In her cross-appeal, Robinson argues that the trial court abused its discretion when it denied her post-trial motion for attorney fees. We disagree.

Section 2 — 611 of the Illinois Code of Civil Procedure (Ill. Rev. Stat. 1983, ch. 110, par. 2 — 611, formerly Ill. Rev. Stat. 1979, ch. 110, par. 41), provides that allegations and denials made without reasonable cause and found to be untrue shall subject the party pleading them to the payment of reasonable attorney fees and court costs actually incurred by the other party by reason of the untrue pleading. The remedy provided is penal in nature, and the trial court is given broad discretion as to any award granted. Schnack v. Crumley (1982), 103 Ill. App. 3d 1000, 1004-05, 431 N.E.2d 1364; Tower Oil & Technology Co. v. Buckley (1981), 99 Ill. App. 3d 637, 650, 425 N.E.2d 1060.

Our review of the record leads us to conclude that although the trial court disbelieved the testimony of Silas and her husband, it did not find their testimony and other pleadings so spurious in nature as to justify the imposition of attorney fees. We cannot say that this decision was an abuse of discretion.

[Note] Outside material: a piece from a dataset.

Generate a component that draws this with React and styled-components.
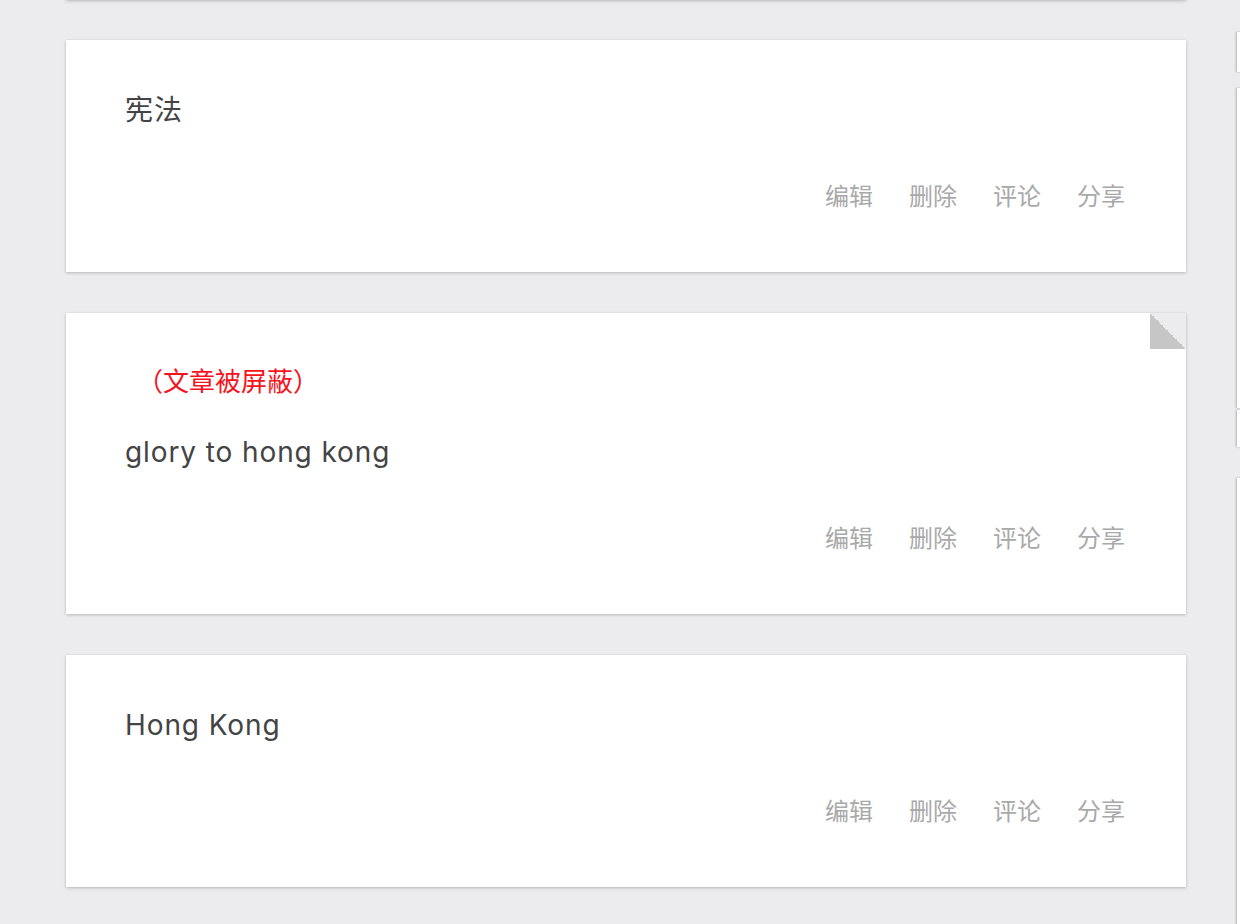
import React from 'react';
import styled, { createGlobalStyle } from 'styled-components';

const GlobalStyle = createGlobalStyle`
    html, body
    {
        margin: 0;
        padding: 0;
        background: #ececee;
        font-family: Inter, "Noto Sans CJK SC", sans-serif;
        overflow: hidden;
    }
`;

const Page = styled.div`
    display: flex;
    align-items: flex-start;
    gap: 51px;
    padding-left: 66px;
    height: 924px;
    overflow: hidden;
`;

const List = styled.div`
    width: 1120px;
    flex-shrink: 0;
    display: flex;
    flex-direction: column;
    gap: 41px;
`;

const Stub = styled.div`
    height: 80px;
    margin-top: -81px;
    background: #fff;
    box-shadow: 0 1px 4px rgba(0, 0, 0, 0.35);
`;

const Card = styled.div`
    position: relative;
    background: #fff;
    padding: 49px 61px 57px 59px;
    box-shadow: 0 1px 3px rgba(0, 0, 0, 0.22), 0 0 1px rgba(0, 0, 0, 0.08);
`;

const Fold = styled.div`
    position: absolute;
    top: 0;
    right: 0;
    width: 36px;
    height: 36px;
    background: linear-gradient(to bottom left, #ececee 50%, #c6c6c6 50%);
`;

const Blocked = styled.div`
    font-size: 26px;
    line-height: 40px;
    color: #f5141e;
    margin-left: 12px;
    margin-bottom: 29px;
`;

const Title = styled.div`
    font-size: 28px;
    line-height: 42px;
    letter-spacing: 0.9px;
    color: #444;
`;

const Actions = styled.div`
    display: flex;
    justify-content: flex-end;
    gap: 36px;
    margin-top: 48px;
`;

const Action = styled.span`
    font-size: 24px;
    line-height: 36px;
    color: #a9a9a9;
    cursor: pointer;
`;

const Side = styled.div`
    display: flex;
    flex-direction: column;
    width: 300px;
    flex-shrink: 0;
`;

const SideCard = styled.div`
    height: ${p => p.h}px;
    margin-top: ${p => p.top}px;
    background: #fff;
    box-shadow: -1px 0 2px rgba(0, 0, 0, 0.25);
`;

const posts = [
    { title: '宪法' },
    { title: 'glory to hong kong', blocked: true },
    { title: 'Hong Kong' },
];

const actions = ['编辑', '删除', '评论', '分享'];

const sideCards = [
    { top: 32, h: 40 },
    { top: 16, h: 320 },
    { top: 2, h: 37 },
    { top: 31, h: 460 },
];

const App = () =>
{
    return (
        <>
            <GlobalStyle />
            <Page>
                <List>
                    <Stub />
                    {posts.map((x, y) => (
                        <Card key={y}>
                            {x.blocked && <Fold />}
                            {x.blocked && <Blocked>（文章被屏蔽）</Blocked>}
                            <Title>{x.title}</Title>
                            <Actions>
                                {actions.map(a => (
                                    <Action key={a}>{a}</Action>
                                ))}
                            </Actions>
                        </Card>
                    ))}
                </List>
                <Side>
                    {sideCards.map((c, i) => (
                        <SideCard key={i} top={c.top} h={c.h} />
                    ))}
                </Side>
            </Page>
        </>
    );
};

export default App;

For the reasons stated, the judgments of the trial court are affirmed.

Affirmed.

JIGANTI, P.J., and LINN, J., concur. 
      
      During the pendency of this appeal, both Silas and Robinson died. Upon proper motion to this court, suggestion of the death of Silas on September 26, 1984, was spread of record on 'October 26, 1984, and the special administrator of her estate substituted as party to this action on November 21, 1984. Similarly, suggestion of the death of Robinson on November 17, 1984, was spread of record on December 27, 1984, and the executor of her estate substituted as party in this appeal. We do not consider here the ramifications of the deaths of Silas and Robinson upon the legal issues discussed herein.